Day two of the Fort Worth Music Festival was hot -- both onstage and off

Posted 9:09am on Sunday, May. 19, 2013

Singer ZZ Ward perhaps put it best at the second day of the Fort Worth Music Festival Saturday afternoon. She said there was one advantage to it being so hot as well as windy: her fedora was sticking to her head. I guess she didn’t have to worry about it flying off into the Trinity River.

Well, that’s one way of looking at it. The other is that the generally shade-free Panther Island Pavilion isn’t the most pleasant place to spend a sunny Texas day -- unless you’re surrounded by lots of good music, cold drinks, and food trucks, and they all were in abundance.

In fact, Ward’s set -- hat or no hat -- was one of the highlights. Opening with her alt-radio hit Put the Gun Down, she and her expert band played a crisp set of rock-R&B that had the crowd -- especially some of the women who seemed to know all the lyrics -- singing along. Everyone seemed to enjoy her performance so much that they even forgave her geographic faux pas. She told the crowd she wanted us to be heard over “these mountains” which had everyone thinking that maybe that hat had gotten too tight on her head.

While Ward was wowing a large crowd on one of the two large stages, New Orleans’ mainstays Dirty Dozen Brass Band was unfortunately playing in front of a considerably thinner audience at the smaller Community Food Bank Stage. To be fair, their set time had been changed -- from a single show at 7 p.m. to two sets, one at 5:15 p.m. and another at 6:50 p.m. -- so many more of their fans probably arrived for their second performance. Still, their first round of rousing, horn-driven Crescent City jams deserved a larger audience.

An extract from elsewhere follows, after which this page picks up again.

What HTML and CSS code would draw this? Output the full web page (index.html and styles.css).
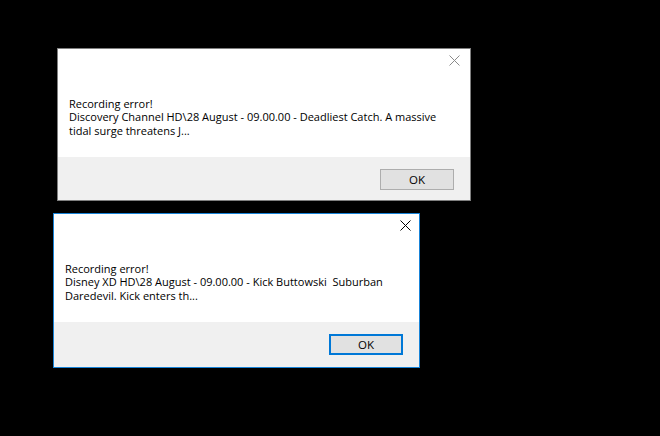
FILE: index.html
```html
<!DOCTYPE html>
<html>
<head>
<meta charset="utf-8">
<link rel="stylesheet" href="styles.css">
</head>
<body>
<div class="desktop">
  <div class="dialog dialog-inactive d1">
    <div class="close">
      <svg width="11" height="11" viewBox="0 0 11 11"><path d="M0.5 0.5 L10.5 10.5 M10.5 0.5 L0.5 10.5" /></svg>
    </div>
    <div class="msg">
      <p>Recording error!<br>Discovery Channel HD\28 August - 09.00.00 - Deadliest Catch. A massive<br>tidal surge threatens J...</p>
    </div>
    <div class="footer">
      <button class="btn">OK</button>
    </div>
  </div>
  <div class="dialog dialog-active d2">
    <div class="close">
      <svg width="11" height="11" viewBox="0 0 11 11"><path d="M0.5 0.5 L10.5 10.5 M10.5 0.5 L0.5 10.5" /></svg>
    </div>
    <div class="msg">
      <p>Recording error!<br>Disney XD HD\28 August - 09.00.00 - Kick Buttowski&nbsp; Suburban<br>Daredevil. Kick enters th...</p>
    </div>
    <div class="footer">
      <button class="btn btn-default">OK</button>
    </div>
  </div>
</div>
</body>
</html>
```

FILE: styles.css
```css
html, body {
  margin: 0;
  padding: 0;
  background: #000;
}
.desktop {
  position: relative;
  width: 660px;
  height: 436px;
  background: #000;
  font-family: "Open Sans", "Noto Sans", sans-serif;
  font-size: 11px;
  color: #000;
}
.dialog {
  position: absolute;
  box-sizing: border-box;
  display: flex;
  flex-direction: column;
  background: #fff;
}
.dialog-inactive {
  border: 1px solid #7f7f7f;
}
.dialog-active {
  border: 1px solid #1883d7;
}
.d1 {
  left: 57px;
  top: 48px;
  width: 414px;
  height: 153px;
}
.d2 {
  left: 53px;
  top: 213px;
  width: 367px;
  height: 155px;
}
.close {
  position: absolute;
  top: 6px;
  right: 10px;
  width: 11px;
  height: 11px;
}
.d2 .close {
  right: 8px;
}
.close svg {
  display: block;
}
.close path {
  fill: none;
  stroke-width: 1;
}
.dialog-inactive .close path {
  stroke: #8a8a8a;
}
.dialog-active .close path {
  stroke: #000;
}
.msg {
  height: 108px;
  box-sizing: border-box;
  padding: 48px 0 0 11px;
}
.msg p {
  margin: 0;
  line-height: 13.3px;
  white-space: nowrap;
}
.footer {
  flex: 1;
  background: #f0f0f0;
  display: flex;
  justify-content: flex-end;
  align-items: flex-start;
  padding: 12px 16px 0 0;
}
.btn {
  box-sizing: border-box;
  width: 74px;
  height: 21px;
  margin: 0;
  padding: 0;
  background: #e1e1e1;
  border: 1px solid #adadad;
  border-radius: 0;
  font-family: "Open Sans", "Noto Sans", sans-serif;
  font-size: 11.5px;
  color: #000;
  line-height: 19px;
}
.btn-default {
  border: 2px solid #0078d7;
  line-height: 17px;
}
```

Though perhaps that was emblematic of changes in the festival itself. Along with Ivan Neville’s Dumpstaphunk (and the concert-closing Galactic who would come on much later), the Brass Band was one of the few links Saturday to the Fort Worth Music Festival’s previous life as the more jazz-oriented Jazz by the Boulevard.

The Sheepdogs may come from the Great White North -- Saskatchewan to be exact -- but their influences are all from well south of that border. Their throwback, ‘70s guitar rock, with its soaring twin Gibson guitar leads, bears echoes of the Southern rock invasion of 40 years ago: Allman Brothers, Lynyrd Skynyrd, and Marshall Tucker Band with a hint of contemporary Kentuckians My Morning Jacket thrown in for good measure. While not particularly original, it was very well done and perhaps a revelation for some of the younger members of the crowd who grew up in an era of indie-rock guitar minimalism.

Delta Spirit makes well-crafted, lyrical rock but they dirtied it up on Saturday, turning in a raucous performance that showcased singer Matthew Vasquez’s rock’n’roll personality. Fortunately, they didn’t trash their melodic side and the chiming wistfulness of California -- with its touch of Beach Boys harmony -- proved to be the perfect accompaniment for a Texas sunset.

Hamilton Leithauser, the lead singer for The Walkmen doesn’t look like a rock singer. With his sport jacket and sunglasses hanging from the front of his long-sleeved shirt, he looked more like an actor having a casual Hollywood lunch. (It didn’t help that he looks like he could be Dennis Quaid’s son and sometimes seemed a bit distracted.)

But when he let loose on tracks like the jangly Heaven, he was very much a singer and in the moment.

New Orleans’ Galactic closed the night with a spirited, 90-minutes-plus display of funk-jazz that was very much in their hometown tradition of great acts like The Meters and the Dirty Dozen Brass Band. While much of their work is instrumental, they’re known for teaming with various vocalists and lately they’ve been using Corey Glover from the ‘90s-era group Living Color. He was on hand Saturday for a few songs, including a stirring version of his old band’s hit, Cult of Personality. But the highlight was their jazzy take on the Beatles’ I Am the Walrus.

Though many were streaming towards the exits by the time Galactic was finishing up, their set was a nice reminder that, without jazz, we might not have these two days of musical celebration at all. Now, Fort Worth Music Fest -- along with Dallas’ Homegrown (which was last weekend), 35 Denton, and the Fort Worth Weekly’s music-awards festival and others -- is turning this region into an area that is almost as rich in music festivals as Austin -- without the choking crowds. And that’s a good thing.